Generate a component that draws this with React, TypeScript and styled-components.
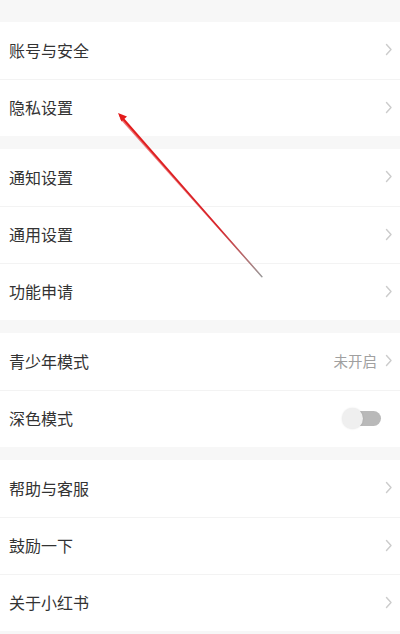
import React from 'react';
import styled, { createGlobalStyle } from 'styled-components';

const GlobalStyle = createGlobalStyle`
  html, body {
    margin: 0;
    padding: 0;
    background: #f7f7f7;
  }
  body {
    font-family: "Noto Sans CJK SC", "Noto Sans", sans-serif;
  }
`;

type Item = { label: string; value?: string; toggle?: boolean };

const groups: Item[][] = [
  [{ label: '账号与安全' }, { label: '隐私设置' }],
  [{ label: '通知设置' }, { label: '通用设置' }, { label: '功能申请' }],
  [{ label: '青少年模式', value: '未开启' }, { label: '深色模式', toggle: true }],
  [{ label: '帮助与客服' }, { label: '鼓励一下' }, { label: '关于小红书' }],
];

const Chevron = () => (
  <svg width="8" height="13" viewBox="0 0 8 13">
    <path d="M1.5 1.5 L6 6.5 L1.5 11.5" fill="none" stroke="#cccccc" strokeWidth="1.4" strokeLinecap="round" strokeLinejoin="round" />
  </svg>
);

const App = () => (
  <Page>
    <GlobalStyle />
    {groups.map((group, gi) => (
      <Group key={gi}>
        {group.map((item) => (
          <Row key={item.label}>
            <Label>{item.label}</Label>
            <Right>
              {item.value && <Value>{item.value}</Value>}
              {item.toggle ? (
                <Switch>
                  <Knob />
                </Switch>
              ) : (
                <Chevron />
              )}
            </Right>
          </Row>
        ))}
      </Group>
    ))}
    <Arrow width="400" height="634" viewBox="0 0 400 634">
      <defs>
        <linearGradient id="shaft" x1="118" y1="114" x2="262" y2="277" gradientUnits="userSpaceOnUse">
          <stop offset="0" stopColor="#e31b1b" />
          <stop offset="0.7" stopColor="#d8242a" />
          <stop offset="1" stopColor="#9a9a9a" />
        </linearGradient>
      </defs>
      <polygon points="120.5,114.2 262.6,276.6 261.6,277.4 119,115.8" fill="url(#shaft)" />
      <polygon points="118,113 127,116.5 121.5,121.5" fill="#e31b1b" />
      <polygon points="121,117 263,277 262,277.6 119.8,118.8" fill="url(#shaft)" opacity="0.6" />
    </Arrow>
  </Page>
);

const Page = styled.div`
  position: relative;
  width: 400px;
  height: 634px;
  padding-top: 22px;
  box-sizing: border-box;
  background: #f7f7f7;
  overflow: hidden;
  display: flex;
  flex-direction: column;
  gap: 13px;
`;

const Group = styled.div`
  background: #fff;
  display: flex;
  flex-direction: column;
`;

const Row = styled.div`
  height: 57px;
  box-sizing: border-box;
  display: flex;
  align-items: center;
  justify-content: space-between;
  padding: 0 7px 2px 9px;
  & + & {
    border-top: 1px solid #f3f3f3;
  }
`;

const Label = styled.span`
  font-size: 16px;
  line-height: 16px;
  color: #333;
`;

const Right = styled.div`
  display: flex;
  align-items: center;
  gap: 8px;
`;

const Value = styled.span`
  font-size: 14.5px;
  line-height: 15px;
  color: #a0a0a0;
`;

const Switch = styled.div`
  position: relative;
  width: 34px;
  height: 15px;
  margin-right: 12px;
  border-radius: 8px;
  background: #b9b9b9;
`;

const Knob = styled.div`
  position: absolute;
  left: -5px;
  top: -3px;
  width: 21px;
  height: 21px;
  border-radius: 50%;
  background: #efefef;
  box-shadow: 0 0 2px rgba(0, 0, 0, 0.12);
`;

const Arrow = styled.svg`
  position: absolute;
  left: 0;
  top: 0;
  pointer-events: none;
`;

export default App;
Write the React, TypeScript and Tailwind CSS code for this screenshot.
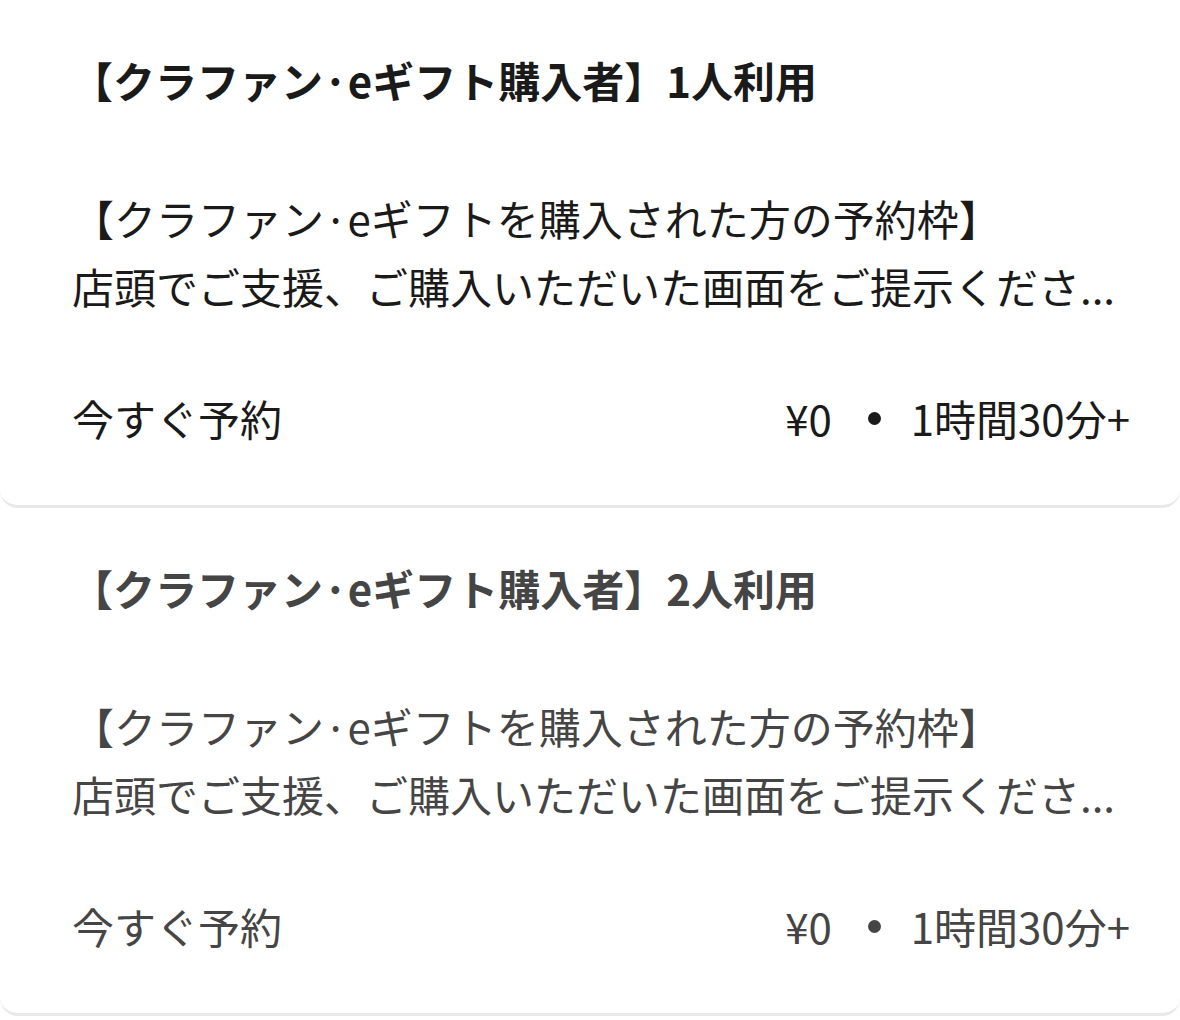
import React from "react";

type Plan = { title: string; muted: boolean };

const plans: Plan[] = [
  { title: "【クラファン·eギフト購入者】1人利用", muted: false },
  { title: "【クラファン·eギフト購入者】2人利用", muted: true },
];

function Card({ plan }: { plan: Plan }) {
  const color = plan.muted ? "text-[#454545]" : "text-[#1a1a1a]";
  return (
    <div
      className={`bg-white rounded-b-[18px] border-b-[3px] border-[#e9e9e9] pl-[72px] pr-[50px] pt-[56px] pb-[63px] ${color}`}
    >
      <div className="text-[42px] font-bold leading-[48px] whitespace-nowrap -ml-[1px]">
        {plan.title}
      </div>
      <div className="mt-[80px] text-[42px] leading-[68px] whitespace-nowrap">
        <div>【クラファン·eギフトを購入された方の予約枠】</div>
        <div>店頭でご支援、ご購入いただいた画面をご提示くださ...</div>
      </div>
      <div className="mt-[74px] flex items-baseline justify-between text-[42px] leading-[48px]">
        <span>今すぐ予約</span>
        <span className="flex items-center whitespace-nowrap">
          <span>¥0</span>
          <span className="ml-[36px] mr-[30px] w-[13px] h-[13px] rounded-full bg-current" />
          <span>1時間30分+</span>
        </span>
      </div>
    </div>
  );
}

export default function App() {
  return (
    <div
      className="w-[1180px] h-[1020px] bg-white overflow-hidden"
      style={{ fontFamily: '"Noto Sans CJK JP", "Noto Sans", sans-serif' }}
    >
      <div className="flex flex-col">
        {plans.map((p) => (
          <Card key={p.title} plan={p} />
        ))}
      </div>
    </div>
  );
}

● ● ●

## [What is expected]
Repeat the material above word for word and skip every image in it.

## [Reply to the task]
Generate a component that draws this with React, TypeScript and styled-components.
import React from 'react';
import styled, { createGlobalStyle } from 'styled-components';

const GlobalStyle = createGlobalStyle`
  html, body {
    margin: 0;
    padding: 0;
    background: #f7f7f7;
  }
  body {
    font-family: "Noto Sans CJK SC", "Noto Sans", sans-serif;
  }
`;

type Item = { label: string; value?: string; toggle?: boolean };

const groups: Item[][] = [
  [{ label: '账号与安全' }, { label: '隐私设置' }],
  [{ label: '通知设置' }, { label: '通用设置' }, { label: '功能申请' }],
  [{ label: '青少年模式', value: '未开启' }, { label: '深色模式', toggle: true }],
  [{ label: '帮助与客服' }, { label: '鼓励一下' }, { label: '关于小红书' }],
];

const Chevron = () => (
  <svg width="8" height="13" viewBox="0 0 8 13">
    <path d="M1.5 1.5 L6 6.5 L1.5 11.5" fill="none" stroke="#cccccc" strokeWidth="1.4" strokeLinecap="round" strokeLinejoin="round" />
  </svg>
);

const App = () => (
  <Page>
    <GlobalStyle />
    {groups.map((group, gi) => (
      <Group key={gi}>
        {group.map((item) => (
          <Row key={item.label}>
            <Label>{item.label}</Label>
            <Right>
              {item.value && <Value>{item.value}</Value>}
              {item.toggle ? (
                <Switch>
                  <Knob />
                </Switch>
              ) : (
                <Chevron />
              )}
            </Right>
          </Row>
        ))}
      </Group>
    ))}
    <Arrow width="400" height="634" viewBox="0 0 400 634">
      <defs>
        <linearGradient id="shaft" x1="118" y1="114" x2="262" y2="277" gradientUnits="userSpaceOnUse">
          <stop offset="0" stopColor="#e31b1b" />
          <stop offset="0.7" stopColor="#d8242a" />
          <stop offset="1" stopColor="#9a9a9a" />
        </linearGradient>
      </defs>
      <polygon points="120.5,114.2 262.6,276.6 261.6,277.4 119,115.8" fill="url(#shaft)" />
      <polygon points="118,113 127,116.5 121.5,121.5" fill="#e31b1b" />
      <polygon points="121,117 263,277 262,277.6 119.8,118.8" fill="url(#shaft)" opacity="0.6" />
    </Arrow>
  </Page>
);

const Page = styled.div`
  position: relative;
  width: 400px;
  height: 634px;
  padding-top: 22px;
  box-sizing: border-box;
  background: #f7f7f7;
  overflow: hidden;
  display: flex;
  flex-direction: column;
  gap: 13px;
`;

const Group = styled.div`
  background: #fff;
  display: flex;
  flex-direction: column;
`;

const Row = styled.div`
  height: 57px;
  box-sizing: border-box;
  display: flex;
  align-items: center;
  justify-content: space-between;
  padding: 0 7px 2px 9px;
  & + & {
    border-top: 1px solid #f3f3f3;
  }
`;

const Label = styled.span`
  font-size: 16px;
  line-height: 16px;
  color: #333;
`;

const Right = styled.div`
  display: flex;
  align-items: center;
  gap: 8px;
`;

const Value = styled.span`
  font-size: 14.5px;
  line-height: 15px;
  color: #a0a0a0;
`;

const Switch = styled.div`
  position: relative;
  width: 34px;
  height: 15px;
  margin-right: 12px;
  border-radius: 8px;
  background: #b9b9b9;
`;

const Knob = styled.div`
  position: absolute;
  left: -5px;
  top: -3px;
  width: 21px;
  height: 21px;
  border-radius: 50%;
  background: #efefef;
  box-shadow: 0 0 2px rgba(0, 0, 0, 0.12);
`;

const Arrow = styled.svg`
  position: absolute;
  left: 0;
  top: 0;
  pointer-events: none;
`;

export default App;
Write the React, TypeScript and Tailwind CSS code for this screenshot.
import React from "react";

type Plan = { title: string; muted: boolean };

const plans: Plan[] = [
  { title: "【クラファン·eギフト購入者】1人利用", muted: false },
  { title: "【クラファン·eギフト購入者】2人利用", muted: true },
];

function Card({ plan }: { plan: Plan }) {
  const color = plan.muted ? "text-[#454545]" : "text-[#1a1a1a]";
  return (
    <div
      className={`bg-white rounded-b-[18px] border-b-[3px] border-[#e9e9e9] pl-[72px] pr-[50px] pt-[56px] pb-[63px] ${color}`}
    >
      <div className="text-[42px] font-bold leading-[48px] whitespace-nowrap -ml-[1px]">
        {plan.title}
      </div>
      <div className="mt-[80px] text-[42px] leading-[68px] whitespace-nowrap">
        <div>【クラファン·eギフトを購入された方の予約枠】</div>
        <div>店頭でご支援、ご購入いただいた画面をご提示くださ...</div>
      </div>
      <div className="mt-[74px] flex items-baseline justify-between text-[42px] leading-[48px]">
        <span>今すぐ予約</span>
        <span className="flex items-center whitespace-nowrap">
          <span>¥0</span>
          <span className="ml-[36px] mr-[30px] w-[13px] h-[13px] rounded-full bg-current" />
          <span>1時間30分+</span>
        </span>
      </div>
    </div>
  );
}

export default function App() {
  return (
    <div
      className="w-[1180px] h-[1020px] bg-white overflow-hidden"
      style={{ fontFamily: '"Noto Sans CJK JP", "Noto Sans", sans-serif' }}
    >
      <div className="flex flex-col">
        {plans.map((p) => (
          <Card key={p.title} plan={p} />
        ))}
      </div>
    </div>
  );
}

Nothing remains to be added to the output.